My Lords, we are not unmindful of what the noble Baroness has said, but I said in my Answer to my noble friend that a planning system is being introduced to ensure that health authorities bring these commitments into balance with resources and priorities. This is one of the matters we are dealing with.

Lord PLATT

My Lords, is the Minister aware that this is the fourth time that I have tried to speak? Will Her Majesty's Government accept that improvements and economies which could be made in the Health Service can be made only by the co-operation of the administrative and medical staffs, and that this co-operation has been made a great deal more difficult by the re-organisation of the Health Service?

Lord WELLS-PESTELL

My Lords, I do not think any useful purpose would be served by my saying that I agree.
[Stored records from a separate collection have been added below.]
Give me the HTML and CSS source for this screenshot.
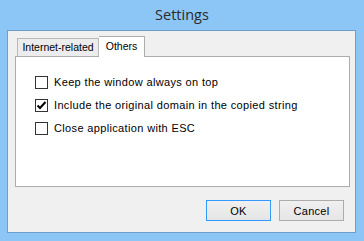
FILE: index.html
```html
<!DOCTYPE html>
<html>

<head>

	<title>Settings</title>

	<link rel="stylesheet" href="styles.css">
</head>

<body>

	<div class="titlebar">Settings</div>

	<div class="client">

		<div class="tabs">
			<div class="tab first">Internet-related</div>
			<div class="tab selected">Others</div>
		</div>

		<div class="panel">
			<label class="option">
				<span class="box"></span>
				Keep the window always on top
			</label>
			<label class="option">
				<span class="box">
					<svg width="11" height="11" viewBox="0 0 11 11"><path d="M1.5 5.5 L4 8 L9.5 2" fill="none" stroke="#000" stroke-width="2"/></svg>
				</span>
				Include the original domain in the copied string
			</label>
			<label class="option">
				<span class="box"></span>
				Close application with ESC
			</label>
		</div>

		<div class="buttons">
			<button class="btn default">OK</button>
			<button class="btn">Cancel</button>
		</div>

	</div>

</body>

</html>
```

FILE: styles.css
```css
html, body {
	margin: 0;
	width: 364px;
	height: 241px;
	background: #8cc6f7;
	font-family: 'Liberation Sans', Arial, sans-serif;
	font-size: 11px;
	color: #000;
	overflow: hidden;
}

.titlebar {
	height: 30px;
	line-height: 30px;
	text-align: center;
	font-family: 'Open Sans', sans-serif;
	font-size: 14.5px;
	color: #2b2b2b;
}

.client {
	margin: 0 8px 0 7px;
	height: 203px;
	border: 1px solid #6d9ec9;
	background: #f0f0f0;
	padding-top: 5px;
	box-sizing: border-box;
}

/* tab strip */
.tabs {
	display: flex;
	align-items: flex-end;
	height: 20px;
	padding-left: 9px;
	position: relative;
	z-index: 1;
}

.tab {
	height: 18px;
	line-height: 17px;
	text-align: center;
	font-size: 10.5px;
	border: 1px solid #b9b9b9;
	border-bottom: none;
	background: #ececec;
	box-sizing: border-box;
	color: #000;
}

.tab.first {
	width: 82px;
}

.tab.selected {
	width: 46px;
	height: 21px;
	margin-bottom: -1px;
	line-height: 19px;
	background: #fff;
	border-color: #adadad;
	border-left: none;
}

.panel {
	margin: 0 5px 0 7px;
	height: 131px;
	border: 1px solid #adadad;
	background: #fff;
	box-sizing: border-box;
	padding: 19px 0 0 19px;
	display: flex;
	flex-direction: column;
	gap: 10px;
}

.option {
	display: flex;
	align-items: center;
	gap: 6px;
	height: 13px;
	line-height: 13px;
	letter-spacing: 0.35px;
}

.box {
	width: 13px;
	height: 13px;
	border: 1px solid #333;
	box-sizing: border-box;
	background: #fff;
	display: flex;
	align-items: center;
	justify-content: center;
}

.box svg {
	display: block;
}

/* OK / Cancel */
.buttons {
	display: flex;
	justify-content: flex-end;
	gap: 8px;
	padding: 13px 11px 0 0;
}

.btn {
	width: 65px;
	height: 21px;
	padding: 0;
	margin: 0;
	font-family: 'Liberation Sans', Arial, sans-serif;
	font-size: 11px;
	letter-spacing: 0.3px;
	color: #000;
	background: linear-gradient(#f0f0f0, #e5e5e5);
	border: 1px solid #acacac;
}

.btn.default {
	border-color: #3399ff;
}
```
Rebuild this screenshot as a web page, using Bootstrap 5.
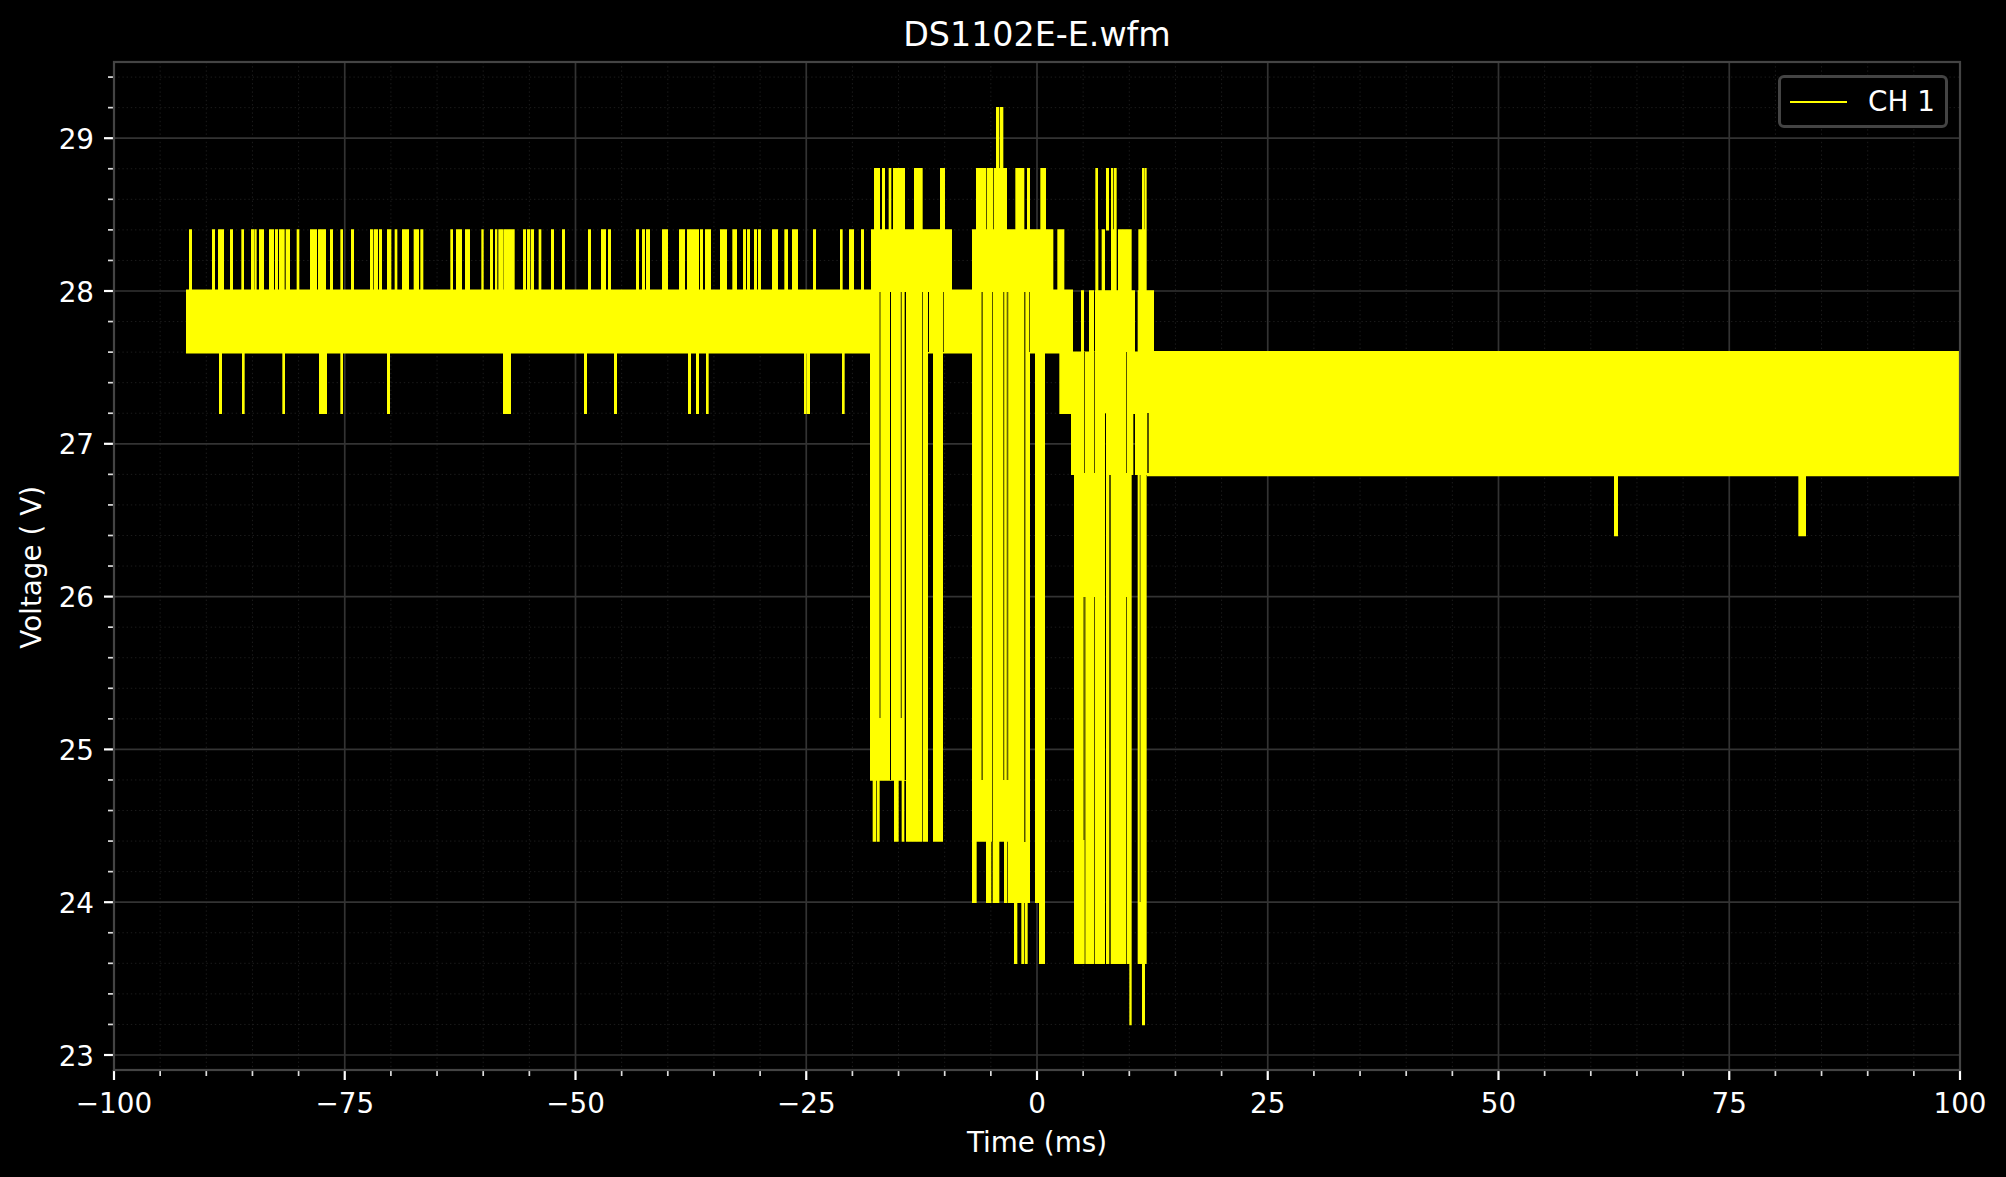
<!DOCTYPE html>
<html lang="en">
<head>
  <meta charset="utf-8">
  <title>DS1102E-E.wfm</title>
  <link rel="stylesheet" href="https://cdn.jsdelivr.net/npm/bootstrap@5.3.0/dist/css/bootstrap.min.css">
  <style>
    body {
      background-color: #000;
      color: #fff;
      font-family: "DejaVu Sans", sans-serif;
    }
    .figure-box {
      width: 2006px;
      height: 1177px;
    }
    .plot-title {
      height: 48px;
      padding-left: 68px;
      font-size: 33.3px;
      font-weight: 400;
      line-height: 70px;
    }
    .y-label {
      width: 48px;
      padding-bottom: 42px;
      font-size: 27.8px;
    }
    .y-label span {
      margin-left: 16px;
      writing-mode: vertical-rl;
      transform: rotate(180deg);
    }
    .x-label {
      height: 49px;
      padding-left: 68px;
      font-size: 27.8px;
      line-height: 30px;
    }
    .plot-svg text {
      fill: #fff;
      font-family: "DejaVu Sans", sans-serif;
      font-size: 27.8px;
    }
    .plot-legend {
      top: 27px;
      right: 58px;
      width: 170px;
      height: 53px;
      padding-left: 9px;
      gap: 21px;
      font-size: 27.8px;
      background-color: #000;
      border: 3px solid #444;
      border-radius: 6px;
    }
    .legend-line {
      width: 57px;
      height: 2px;
      background-color: #ff0;
    }
  </style>
</head>
<body>
<main class="figure-box d-flex flex-column">
  <h1 class="plot-title text-center m-0">DS1102E-E.wfm</h1>

  <div class="d-flex flex-grow-1">
    <div class="y-label d-flex align-items-center justify-content-center">
      <span>Voltage ( V)</span>
    </div>
    <div class="position-relative flex-grow-1">
      <!-- viewBox uses page coordinates -->
      <svg id="plot" class="plot-svg d-block" width="1958" height="1080" viewBox="48 48 1958 1080" xmlns="http://www.w3.org/2000/svg"></svg>
      <div class="plot-legend position-absolute d-flex align-items-center">
        <span class="legend-line"></span>
        <span>CH 1</span>
      </div>
    </div>
  </div>

  <div class="x-label text-center">Time (ms)</div>
</main>

<script>
  const LEFT = 114, RIGHT = 1960, TOP = 62, BOTTOM = 1070;
  const xPos = t => LEFT + (t + 100) * 9.23;
  const yPos = v => 291 - (v - 28) * 152.8;
  const svg = document.getElementById("plot");
  let out = "";

  function line(x1, y1, x2, y2, color, width, dash) {
    out += `<line x1="${x1}" y1="${y1}" x2="${x2}" y2="${y2}" stroke="${color}" stroke-width="${width}"` +
      (dash ? ` stroke-dasharray="${dash}"` : "") + `/>`;
  }

  // minor grid and ticks
  for (let t = -100; t <= 100; t += 5) {
    if (t % 25 === 0) continue;
    line(xPos(t), TOP, xPos(t), BOTTOM, "#1c1c1c", 1, "1.4 2.8");
    line(xPos(t), BOTTOM, xPos(t), BOTTOM + 6, "#ddd", 1.7);
  }
  for (let i = 0; i <= 32; i++) {
    const v = 23 + i * 0.2;
    const y = yPos(v);
    if (i % 5 !== 0) {
      line(LEFT, y, RIGHT, y, "#1c1c1c", 1, "1.4 2.8");
      line(LEFT - 6, y, LEFT, y, "#ddd", 1.7);
    }
  }

  // major grid, ticks and labels
  for (let t = -100; t <= 100; t += 25) {
    line(xPos(t), TOP, xPos(t), BOTTOM, "#333", 1.7);
    line(xPos(t), BOTTOM, xPos(t), BOTTOM + 10, "#fff", 2.2);
    const label = t < 0 ? "\u2212" + (-t) : t;
    out += `<text x="${xPos(t)}" y="1113" text-anchor="middle">${label}</text>`;
  }
  for (let v = 23; v <= 29; v++) {
    line(LEFT, yPos(v), RIGHT, yPos(v), "#333", 1.7);
    line(LEFT - 10, yPos(v), LEFT, yPos(v), "#fff", 2.2);
    out += `<text x="94" y="${yPos(v) + 10.5}" text-anchor="end">${v}</text>`;
  }

  // signal trace, one block per column [x1, x2] between two voltages
  let trace = "", dark = "", dim = "";
  const box = (x1, x2, y1, y2) => `M${x1} ${y1}H${x2}V${y2}H${x1}Z`;
  const add = (ox, cols, v1, v2) => cols.forEach(c => {
    trace += box(ox + c[0] / 3, ox + c[1] / 3, yPos(v1) - 0.7, yPos(v2) + 0.7);
  });

  // flat bands
  trace += box(186, 1073, yPos(28) - 1.5, yPos(27.6) + 1.3);
  trace += box(1147, 1959, yPos(27.6) - 1, yPos(26.8) + 1.8);

  // spikes up from the first band
  add(170, [[57,66],[126,135],[144,162],[180,189],[214,222],[243,252],[253,260],[267,282],[297,312],[315,324],[327,344],[347,360],[380,388],[420,441],[444,468],[480,489],[511,519],[543,552],[600,609],[611,624],[627,636],[651,664],[674,682],[696,717],[731,747],[751,760],[841,849],[858,876],[885,900],[934,941],[960,969],[975,982],[985,1000]], 28.4, 28);
  add(500, [[0,9],[11,44],[69,78],[81,90],[92,102],[116,124],[153,162],[186,195],[264,273],[303,318],[324,333],[408,417],[426,435],[438,450],[486,504],[537,555],[561,597],[600,609],[615,633],[660,681],[697,711],[729,738],[741,750],[762,771],[774,783],[816,834],[853,864],[876,894],[939,948],[1020,1028],[1047,1062],[1084,1092]], 28.4, 28);

  // spikes down from the first band
  add(170, [[147,156],[216,224],[337,345],[447,471],[511,519],[651,660]], 27.6, 27.2);
  add(500, [[9,33],[252,261],[342,351],[564,573],[588,597],[618,626],[912,920],[921,930],[1026,1034]], 27.6, 27.2);

  // central bursts, columns in pixels from x = 840
  add(840, [[0,7],[27,42],[63,72],[652,673],[766,775],[785,795],[813,830],[834,875],[895,920]], 28.4, 28);
  add(840, [[93,336],[396,640]], 28.4, 28);
  add(840, [[102,120],[126,135],[146,154],[159,195],[222,248],[300,315],[408,438],[440,460],[462,501],[526,553],[561,570],[601,618],[766,774],[798,807],[813,820],[822,830],[906,912],[913,920]], 28.8, 28.4);
  add(840, [[468,478],[480,490]], 29.2, 28.8);
  add(840, [[723,732],[747,762],[765,885],[893,942]], 28, 27.6);
  add(840, [[90,264],[279,309],[396,570],[585,615]], 27.6, 24.8);
  add(840, [[658,1000]], 27.6, 27.2);
  add(840, [[693,795],[798,880],[885,930]], 27.2, 26.8);
  add(840, [[702,795],[798,875],[893,920]], 26.8, 23.6);
  add(840, [[98,108],[110,119],[162,176],[185,193],[198,264],[279,309]], 24.8, 24.4);
  add(840, [[396,490],[490,570],[585,615]], 24.8, 24.4);
  add(840, [[396,410],[438,454],[458,478],[492,502],[504,570],[585,615]], 24.4, 24);
  add(840, [[522,532],[544,553],[555,563],[597,615]], 24, 23.6);
  add(840, [[868,875],[906,915]], 23.6, 23.2);
  // isolated spikes on the second band
  add(1550, [[192,204],[745,768]], 26.8, 26.4);

  // gaps between the columns, black or half covered
  const gap = (cols, y1, y2, list) => cols.forEach(c => {
    const s = box(840 + c[0] / 3, 840 + c[1] / 3, y1, y2);
    if (list === "dim") dim += s; else dark += s;
  });
  gap([[150,153],[194,198]], 292, 780);
  gap([[247,249],[457,459],[553,556]], 292, 842);
  gap([[264,267],[310,312],[568,570]], 292, 352);
  gap([[118,122],[182,186]], 292, 718, "dim");
  gap([[424,429],[500,505]], 292, 780, "dim");
  gap([[489,493]], 292, 780, "dim");
  gap([[733,735],[763,765],[858,860]], 352, 473);
  gap([[796,798]], 413, 964);
  gap([[922,926]], 413, 473);
  gap([[763,765],[734,736],[808,812],[858,860]], 597, 964);
  gap([[808,812]], 475, 597);
  gap([[730,734]], 597, 840, "dim");
  gap([[899,902]], 475, 902, "dim");

  out += `<path d="${trace}" fill="#ff0"/>`;
  out += `<path d="${dim}" fill="#000" fill-opacity="0.6"/>`;
  out += `<path d="${dark}" fill="#000"/>`;

  // spines
  out += `<rect x="${LEFT}" y="${TOP}" width="${RIGHT - LEFT}" height="${BOTTOM - TOP}" fill="none" stroke="#444" stroke-width="2.2"/>`;
  svg.innerHTML = out;
</script>
<script src="https://cdn.jsdelivr.net/npm/bootstrap@5.3.0/dist/js/bootstrap.bundle.min.js"></script>
</body>
</html>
What we must give our minds to is the fact that certain difficulties exist. It is not much use thinking in terms of the past, but rather we should deal with the problems that face us at the moment and try to do something about them.

Lord SLATER

My Lords, is my noble friend aware that I should not have been so keen to ask the question which I am now going to ask if it had not been for his first Answer, which suggested that the previous Government were responsible for the changeover? Can my noble friend tell me, as a past member of a hospital management committee, whether the new organisation which now exists is more efficient than the organisation it replaced?

Lord WELLS-PESTELL

My Lords, I do not think the Government are in any way questioning peoples' efficiency. What we are concerned about is keeping some trends within certain limitations.